Bon, d’accord, ce n’est pas vraiment un score nul au bingo, et l’espèce de bikini d’Alice aperçu plus haut contredit totalement mon exemple choisi avec minutie pour le plaisir de troller. Mais je trouvais cela assez amusant pour le signaler.
Et c’est ainsi que naquit Monster Girl Quest, le meileur Visual Novel de tous les temps !
De la qualité là où on ne l’attend pas
Cette description est volontairement exagérée. MGQ n’est probablement pas le meilleur VN du monde, et même dans mon classement personnel il n’occupe pas la première place (bien qu’il soit sans problème dans les 5 premiers). Et la présence de nombreux éléments de RPG, tout comme l’absence d’arcs ou de choix avec une importance à long terme, pourrait même lancer un débat stérile, avec une sacrée dose de mauvaise foi, sur sa classification en VN.
Mais cela n’empêche pas que le jeu est surprenamment bon.

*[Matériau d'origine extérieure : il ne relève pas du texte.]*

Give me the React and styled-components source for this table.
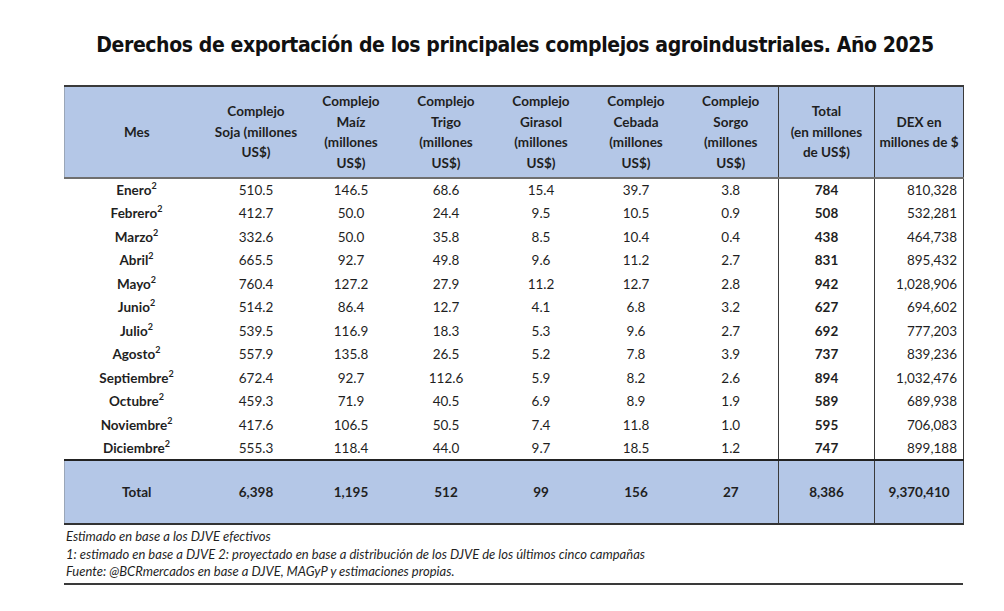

Voire très bon. Voire très très bon. C’est fun à lire et à jouer, il y a une vraie histoire, les personnages sont sympathiques à un point qui devrait être interdit, et certains moments sont absolument mémorables pour de bonnes raisons.
Bref, c’est totalement de la bonne, et il serait fort à parier que sans son image de jeu hentai, et l’omniprésence de relations sexuelles explicites, il aurait pu connaître un bon succès en-dehors de la scène underground.
À partir d’un fantasme comme moteur créatif, et économique, Torotoro Resistance a fait le pari, réussi, de construire un véritable jeu par-dessus, au lieu de se contenter d’enfiler les séquences masturbatoires. C’est assez incroyable à lire, une expérience fascinante qui nous rappelle que c’est le talent de ses auteurs qui fait la qualité d’une œuvre, pas son budget, son thème ou ses intentions initiales.
tldr; Si vous êtes majeur, jouez à Monster Girl Quest. Et ce même si son contenu olé-olé vous laisse froid.